Start
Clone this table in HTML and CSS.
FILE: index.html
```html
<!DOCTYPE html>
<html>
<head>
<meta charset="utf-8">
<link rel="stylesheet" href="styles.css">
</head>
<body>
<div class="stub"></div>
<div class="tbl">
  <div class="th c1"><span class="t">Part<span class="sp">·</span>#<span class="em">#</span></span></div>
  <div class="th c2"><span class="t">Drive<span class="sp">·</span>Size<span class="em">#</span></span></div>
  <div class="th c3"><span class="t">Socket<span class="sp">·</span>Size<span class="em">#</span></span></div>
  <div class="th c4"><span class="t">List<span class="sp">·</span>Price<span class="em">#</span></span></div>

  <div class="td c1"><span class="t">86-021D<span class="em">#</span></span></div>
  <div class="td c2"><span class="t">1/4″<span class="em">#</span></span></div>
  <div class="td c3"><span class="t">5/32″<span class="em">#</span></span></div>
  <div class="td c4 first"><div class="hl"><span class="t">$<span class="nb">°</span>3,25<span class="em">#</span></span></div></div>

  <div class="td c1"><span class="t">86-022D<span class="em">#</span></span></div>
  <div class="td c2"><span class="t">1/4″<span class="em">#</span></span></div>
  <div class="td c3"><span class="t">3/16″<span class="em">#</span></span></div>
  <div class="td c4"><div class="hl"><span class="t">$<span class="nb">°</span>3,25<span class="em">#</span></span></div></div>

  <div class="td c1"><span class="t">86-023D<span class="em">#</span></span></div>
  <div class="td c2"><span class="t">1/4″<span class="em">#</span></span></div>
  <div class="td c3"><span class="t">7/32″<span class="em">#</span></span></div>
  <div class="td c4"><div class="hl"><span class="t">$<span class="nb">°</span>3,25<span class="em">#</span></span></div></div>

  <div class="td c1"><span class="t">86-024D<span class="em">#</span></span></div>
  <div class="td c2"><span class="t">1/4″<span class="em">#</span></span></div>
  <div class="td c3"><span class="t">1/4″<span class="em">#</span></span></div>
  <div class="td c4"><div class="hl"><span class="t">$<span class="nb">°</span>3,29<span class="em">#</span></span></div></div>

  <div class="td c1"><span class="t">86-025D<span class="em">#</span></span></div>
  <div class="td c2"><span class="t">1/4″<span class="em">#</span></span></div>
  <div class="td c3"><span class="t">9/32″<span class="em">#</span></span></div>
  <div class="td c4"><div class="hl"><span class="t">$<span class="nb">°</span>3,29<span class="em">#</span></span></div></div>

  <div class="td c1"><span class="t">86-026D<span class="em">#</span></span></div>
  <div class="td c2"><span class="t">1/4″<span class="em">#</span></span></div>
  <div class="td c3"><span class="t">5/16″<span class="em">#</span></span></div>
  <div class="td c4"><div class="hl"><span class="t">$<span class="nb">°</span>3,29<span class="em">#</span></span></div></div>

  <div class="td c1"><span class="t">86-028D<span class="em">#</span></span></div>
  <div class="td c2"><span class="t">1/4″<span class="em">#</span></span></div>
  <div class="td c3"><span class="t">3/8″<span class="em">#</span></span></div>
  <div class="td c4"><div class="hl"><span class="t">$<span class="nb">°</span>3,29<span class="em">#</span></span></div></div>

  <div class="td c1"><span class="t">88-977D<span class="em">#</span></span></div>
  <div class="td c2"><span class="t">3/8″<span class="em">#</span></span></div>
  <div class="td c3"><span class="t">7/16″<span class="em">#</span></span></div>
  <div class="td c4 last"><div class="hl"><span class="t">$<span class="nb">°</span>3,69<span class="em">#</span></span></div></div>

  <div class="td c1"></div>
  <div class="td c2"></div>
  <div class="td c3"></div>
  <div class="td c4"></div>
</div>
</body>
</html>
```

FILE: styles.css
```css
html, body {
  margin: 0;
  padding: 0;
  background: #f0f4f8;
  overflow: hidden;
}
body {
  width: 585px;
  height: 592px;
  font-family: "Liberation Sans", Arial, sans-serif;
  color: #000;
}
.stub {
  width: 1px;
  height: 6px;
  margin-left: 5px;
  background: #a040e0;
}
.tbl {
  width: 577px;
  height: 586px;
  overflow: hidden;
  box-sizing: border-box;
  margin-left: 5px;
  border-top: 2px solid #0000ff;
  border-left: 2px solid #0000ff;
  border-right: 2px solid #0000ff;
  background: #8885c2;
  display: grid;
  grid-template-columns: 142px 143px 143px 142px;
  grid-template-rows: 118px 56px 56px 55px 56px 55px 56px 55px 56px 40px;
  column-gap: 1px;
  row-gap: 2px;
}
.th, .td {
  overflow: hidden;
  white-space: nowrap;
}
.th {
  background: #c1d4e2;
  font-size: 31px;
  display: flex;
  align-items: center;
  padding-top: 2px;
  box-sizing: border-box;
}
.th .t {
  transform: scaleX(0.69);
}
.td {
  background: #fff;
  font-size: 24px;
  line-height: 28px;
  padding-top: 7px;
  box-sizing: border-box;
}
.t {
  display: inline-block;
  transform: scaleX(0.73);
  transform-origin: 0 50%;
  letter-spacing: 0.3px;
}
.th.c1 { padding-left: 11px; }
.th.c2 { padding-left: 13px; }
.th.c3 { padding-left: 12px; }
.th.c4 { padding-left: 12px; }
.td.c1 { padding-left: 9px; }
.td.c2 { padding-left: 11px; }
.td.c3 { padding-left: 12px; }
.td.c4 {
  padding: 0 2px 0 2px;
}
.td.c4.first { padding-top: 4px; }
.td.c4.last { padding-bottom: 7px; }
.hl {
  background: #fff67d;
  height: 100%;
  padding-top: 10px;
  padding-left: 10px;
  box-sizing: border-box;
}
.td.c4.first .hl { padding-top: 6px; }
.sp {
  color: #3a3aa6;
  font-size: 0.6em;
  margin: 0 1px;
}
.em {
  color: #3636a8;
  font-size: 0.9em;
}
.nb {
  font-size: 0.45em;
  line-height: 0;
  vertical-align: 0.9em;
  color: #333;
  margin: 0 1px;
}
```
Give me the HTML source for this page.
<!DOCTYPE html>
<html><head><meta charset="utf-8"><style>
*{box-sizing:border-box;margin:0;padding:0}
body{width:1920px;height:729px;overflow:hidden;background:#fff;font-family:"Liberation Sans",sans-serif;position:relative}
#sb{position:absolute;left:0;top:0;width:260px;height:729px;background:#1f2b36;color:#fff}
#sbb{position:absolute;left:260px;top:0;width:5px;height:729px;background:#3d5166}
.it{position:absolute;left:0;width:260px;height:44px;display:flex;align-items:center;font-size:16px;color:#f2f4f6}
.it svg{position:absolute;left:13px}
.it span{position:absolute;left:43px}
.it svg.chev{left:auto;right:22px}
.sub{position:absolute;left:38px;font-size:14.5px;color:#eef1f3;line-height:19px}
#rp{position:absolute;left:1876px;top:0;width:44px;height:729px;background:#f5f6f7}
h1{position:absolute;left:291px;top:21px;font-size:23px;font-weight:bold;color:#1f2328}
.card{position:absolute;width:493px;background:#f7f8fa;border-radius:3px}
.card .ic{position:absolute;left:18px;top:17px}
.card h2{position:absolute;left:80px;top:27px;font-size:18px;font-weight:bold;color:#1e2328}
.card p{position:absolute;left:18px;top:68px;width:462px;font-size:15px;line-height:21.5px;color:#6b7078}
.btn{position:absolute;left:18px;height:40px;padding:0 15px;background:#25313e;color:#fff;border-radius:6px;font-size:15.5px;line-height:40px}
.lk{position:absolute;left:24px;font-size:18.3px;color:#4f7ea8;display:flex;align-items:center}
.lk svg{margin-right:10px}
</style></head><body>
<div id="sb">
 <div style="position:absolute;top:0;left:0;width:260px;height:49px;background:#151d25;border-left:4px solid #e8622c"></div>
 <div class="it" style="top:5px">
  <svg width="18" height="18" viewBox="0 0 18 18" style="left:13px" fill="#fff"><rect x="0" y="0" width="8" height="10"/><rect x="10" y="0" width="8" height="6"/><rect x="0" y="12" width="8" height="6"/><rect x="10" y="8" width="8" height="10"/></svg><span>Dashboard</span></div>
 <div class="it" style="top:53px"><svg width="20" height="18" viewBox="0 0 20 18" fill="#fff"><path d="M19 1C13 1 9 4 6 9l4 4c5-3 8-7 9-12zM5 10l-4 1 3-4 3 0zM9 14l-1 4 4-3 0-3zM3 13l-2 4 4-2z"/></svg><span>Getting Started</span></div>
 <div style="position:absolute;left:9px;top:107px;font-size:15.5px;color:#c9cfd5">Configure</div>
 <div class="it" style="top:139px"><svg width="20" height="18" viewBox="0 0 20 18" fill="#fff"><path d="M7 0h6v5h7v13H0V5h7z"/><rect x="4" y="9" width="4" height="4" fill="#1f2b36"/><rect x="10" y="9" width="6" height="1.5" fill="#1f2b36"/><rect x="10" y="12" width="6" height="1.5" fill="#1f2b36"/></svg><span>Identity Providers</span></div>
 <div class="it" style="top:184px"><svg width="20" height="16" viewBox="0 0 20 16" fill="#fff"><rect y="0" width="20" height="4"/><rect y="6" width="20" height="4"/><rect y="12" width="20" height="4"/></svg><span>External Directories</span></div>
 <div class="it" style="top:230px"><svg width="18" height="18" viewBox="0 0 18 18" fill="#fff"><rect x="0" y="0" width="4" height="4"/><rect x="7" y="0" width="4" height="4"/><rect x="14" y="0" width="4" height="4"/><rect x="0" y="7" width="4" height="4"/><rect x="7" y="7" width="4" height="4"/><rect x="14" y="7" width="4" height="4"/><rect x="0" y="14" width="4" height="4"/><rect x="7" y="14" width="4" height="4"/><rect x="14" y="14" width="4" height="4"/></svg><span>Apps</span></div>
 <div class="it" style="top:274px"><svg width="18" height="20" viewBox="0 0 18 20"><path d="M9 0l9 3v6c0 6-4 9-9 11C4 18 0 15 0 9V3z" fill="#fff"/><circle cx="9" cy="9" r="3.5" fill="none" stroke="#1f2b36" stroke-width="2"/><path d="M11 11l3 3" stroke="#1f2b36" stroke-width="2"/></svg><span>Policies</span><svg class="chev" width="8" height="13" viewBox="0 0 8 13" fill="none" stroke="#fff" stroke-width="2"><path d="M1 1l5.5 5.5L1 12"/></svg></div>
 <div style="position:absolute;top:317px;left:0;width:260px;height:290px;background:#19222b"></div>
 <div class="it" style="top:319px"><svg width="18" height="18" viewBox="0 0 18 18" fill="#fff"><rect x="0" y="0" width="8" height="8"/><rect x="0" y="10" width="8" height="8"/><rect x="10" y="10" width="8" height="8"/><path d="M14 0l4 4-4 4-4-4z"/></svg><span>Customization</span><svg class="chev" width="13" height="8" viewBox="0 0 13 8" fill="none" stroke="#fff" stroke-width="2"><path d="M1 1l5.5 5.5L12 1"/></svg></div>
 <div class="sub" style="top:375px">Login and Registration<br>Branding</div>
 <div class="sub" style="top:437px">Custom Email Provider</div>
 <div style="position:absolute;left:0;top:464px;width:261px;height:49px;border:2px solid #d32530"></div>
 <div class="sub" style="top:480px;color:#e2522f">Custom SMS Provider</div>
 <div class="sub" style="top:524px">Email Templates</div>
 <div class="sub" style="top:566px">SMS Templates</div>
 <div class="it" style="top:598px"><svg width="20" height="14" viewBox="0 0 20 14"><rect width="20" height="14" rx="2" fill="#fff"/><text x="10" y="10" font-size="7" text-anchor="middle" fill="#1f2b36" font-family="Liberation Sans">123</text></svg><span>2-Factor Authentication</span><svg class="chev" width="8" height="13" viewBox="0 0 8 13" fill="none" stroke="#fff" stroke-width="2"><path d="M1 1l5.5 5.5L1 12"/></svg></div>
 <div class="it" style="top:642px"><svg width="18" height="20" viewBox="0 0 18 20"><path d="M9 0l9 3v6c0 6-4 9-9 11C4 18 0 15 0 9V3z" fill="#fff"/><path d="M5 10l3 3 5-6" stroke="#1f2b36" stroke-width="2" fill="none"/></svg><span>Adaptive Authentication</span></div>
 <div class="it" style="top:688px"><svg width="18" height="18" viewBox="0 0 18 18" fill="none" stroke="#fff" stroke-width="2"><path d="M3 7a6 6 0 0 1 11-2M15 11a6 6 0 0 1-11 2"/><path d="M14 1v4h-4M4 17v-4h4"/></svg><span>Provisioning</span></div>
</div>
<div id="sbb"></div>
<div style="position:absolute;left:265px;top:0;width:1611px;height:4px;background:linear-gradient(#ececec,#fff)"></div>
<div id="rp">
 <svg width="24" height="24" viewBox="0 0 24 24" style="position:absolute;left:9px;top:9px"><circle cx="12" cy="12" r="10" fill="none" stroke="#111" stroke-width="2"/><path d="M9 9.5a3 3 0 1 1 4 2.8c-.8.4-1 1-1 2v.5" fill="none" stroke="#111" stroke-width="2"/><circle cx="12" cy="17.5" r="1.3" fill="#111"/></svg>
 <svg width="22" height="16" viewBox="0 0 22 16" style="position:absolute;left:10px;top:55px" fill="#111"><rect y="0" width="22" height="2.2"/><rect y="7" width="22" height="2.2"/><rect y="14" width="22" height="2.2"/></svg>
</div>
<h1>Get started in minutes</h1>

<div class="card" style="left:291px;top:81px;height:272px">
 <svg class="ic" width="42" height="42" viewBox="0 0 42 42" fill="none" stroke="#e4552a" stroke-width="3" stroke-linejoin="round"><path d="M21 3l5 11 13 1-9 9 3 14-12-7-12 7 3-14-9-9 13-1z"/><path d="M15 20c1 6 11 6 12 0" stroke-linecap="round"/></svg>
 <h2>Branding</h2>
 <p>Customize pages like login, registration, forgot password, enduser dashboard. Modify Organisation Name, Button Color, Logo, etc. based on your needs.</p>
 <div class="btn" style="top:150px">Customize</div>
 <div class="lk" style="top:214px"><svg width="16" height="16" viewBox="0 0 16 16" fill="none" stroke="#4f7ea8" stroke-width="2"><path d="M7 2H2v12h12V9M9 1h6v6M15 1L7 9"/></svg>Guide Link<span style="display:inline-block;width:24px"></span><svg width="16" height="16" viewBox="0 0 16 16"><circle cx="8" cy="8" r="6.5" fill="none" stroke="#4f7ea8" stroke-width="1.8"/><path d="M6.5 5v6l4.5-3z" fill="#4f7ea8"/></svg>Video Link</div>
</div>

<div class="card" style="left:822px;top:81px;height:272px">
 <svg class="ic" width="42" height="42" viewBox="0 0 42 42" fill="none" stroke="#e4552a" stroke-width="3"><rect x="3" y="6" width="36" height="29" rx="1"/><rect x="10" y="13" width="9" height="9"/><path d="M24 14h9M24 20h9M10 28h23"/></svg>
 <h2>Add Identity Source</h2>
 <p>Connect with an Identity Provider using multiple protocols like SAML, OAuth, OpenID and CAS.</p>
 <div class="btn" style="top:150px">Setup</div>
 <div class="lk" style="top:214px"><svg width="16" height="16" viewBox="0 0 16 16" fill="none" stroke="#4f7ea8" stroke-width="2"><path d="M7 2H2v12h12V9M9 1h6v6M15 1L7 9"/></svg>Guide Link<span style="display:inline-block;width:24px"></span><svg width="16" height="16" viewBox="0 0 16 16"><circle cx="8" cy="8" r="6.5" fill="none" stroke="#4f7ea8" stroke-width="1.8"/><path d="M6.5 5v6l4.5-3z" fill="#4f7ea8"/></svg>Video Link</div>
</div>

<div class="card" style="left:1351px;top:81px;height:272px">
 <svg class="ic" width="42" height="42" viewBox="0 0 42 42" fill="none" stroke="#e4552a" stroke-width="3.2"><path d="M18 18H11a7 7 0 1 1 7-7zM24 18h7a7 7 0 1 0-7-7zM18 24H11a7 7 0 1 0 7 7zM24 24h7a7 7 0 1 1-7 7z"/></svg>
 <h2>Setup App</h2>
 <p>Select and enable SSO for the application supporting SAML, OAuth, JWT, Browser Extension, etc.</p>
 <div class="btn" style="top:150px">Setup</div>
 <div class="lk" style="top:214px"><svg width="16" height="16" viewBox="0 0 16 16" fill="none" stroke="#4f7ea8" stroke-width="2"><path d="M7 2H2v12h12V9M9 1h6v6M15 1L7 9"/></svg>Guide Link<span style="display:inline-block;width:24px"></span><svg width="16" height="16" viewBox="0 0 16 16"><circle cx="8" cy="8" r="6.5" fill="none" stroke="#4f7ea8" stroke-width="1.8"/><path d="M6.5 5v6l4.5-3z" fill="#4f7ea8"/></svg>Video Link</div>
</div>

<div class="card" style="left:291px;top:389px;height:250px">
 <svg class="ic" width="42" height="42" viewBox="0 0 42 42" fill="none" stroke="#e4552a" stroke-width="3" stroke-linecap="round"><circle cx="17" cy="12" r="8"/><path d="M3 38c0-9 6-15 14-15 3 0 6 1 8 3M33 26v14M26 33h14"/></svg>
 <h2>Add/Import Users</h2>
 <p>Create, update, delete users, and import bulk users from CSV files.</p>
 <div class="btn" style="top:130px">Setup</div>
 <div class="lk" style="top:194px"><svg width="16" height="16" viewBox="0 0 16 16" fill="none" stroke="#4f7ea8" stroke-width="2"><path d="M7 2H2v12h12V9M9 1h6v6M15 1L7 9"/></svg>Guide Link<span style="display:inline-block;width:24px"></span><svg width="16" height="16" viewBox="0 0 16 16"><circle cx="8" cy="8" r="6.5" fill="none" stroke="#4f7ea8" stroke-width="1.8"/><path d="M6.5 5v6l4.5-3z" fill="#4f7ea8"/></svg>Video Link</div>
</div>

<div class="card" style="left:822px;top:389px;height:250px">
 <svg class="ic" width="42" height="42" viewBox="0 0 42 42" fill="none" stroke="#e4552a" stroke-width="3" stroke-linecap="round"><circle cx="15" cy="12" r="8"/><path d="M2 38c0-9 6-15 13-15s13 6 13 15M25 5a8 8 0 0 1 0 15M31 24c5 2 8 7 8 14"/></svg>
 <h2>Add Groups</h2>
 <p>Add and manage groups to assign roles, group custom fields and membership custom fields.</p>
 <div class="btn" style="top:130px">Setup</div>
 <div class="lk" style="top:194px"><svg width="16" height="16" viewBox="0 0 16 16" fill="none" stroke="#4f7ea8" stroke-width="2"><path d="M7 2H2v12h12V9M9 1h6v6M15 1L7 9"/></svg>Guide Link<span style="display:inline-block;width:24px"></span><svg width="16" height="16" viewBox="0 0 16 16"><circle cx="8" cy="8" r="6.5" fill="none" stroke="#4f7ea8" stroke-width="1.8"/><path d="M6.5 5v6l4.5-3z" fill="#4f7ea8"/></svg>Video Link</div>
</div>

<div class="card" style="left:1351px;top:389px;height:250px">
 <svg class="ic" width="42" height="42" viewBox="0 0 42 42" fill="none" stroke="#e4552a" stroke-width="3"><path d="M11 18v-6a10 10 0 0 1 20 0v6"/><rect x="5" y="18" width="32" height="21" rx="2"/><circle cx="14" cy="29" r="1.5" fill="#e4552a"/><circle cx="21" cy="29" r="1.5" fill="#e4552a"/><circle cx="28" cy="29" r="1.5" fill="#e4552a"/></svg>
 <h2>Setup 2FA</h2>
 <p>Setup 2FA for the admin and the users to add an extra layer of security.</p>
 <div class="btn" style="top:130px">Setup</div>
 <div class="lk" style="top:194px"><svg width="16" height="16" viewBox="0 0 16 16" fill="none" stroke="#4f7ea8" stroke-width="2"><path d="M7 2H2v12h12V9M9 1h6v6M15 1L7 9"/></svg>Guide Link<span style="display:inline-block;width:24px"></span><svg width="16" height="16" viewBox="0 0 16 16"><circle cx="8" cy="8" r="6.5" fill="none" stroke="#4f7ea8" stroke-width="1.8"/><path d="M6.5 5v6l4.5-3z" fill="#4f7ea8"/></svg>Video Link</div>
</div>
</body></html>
End
◆ **What to do**:
Report the number of lines in the entries above that include the string "this". Give nothing but the number.

◆ **The solution**:
2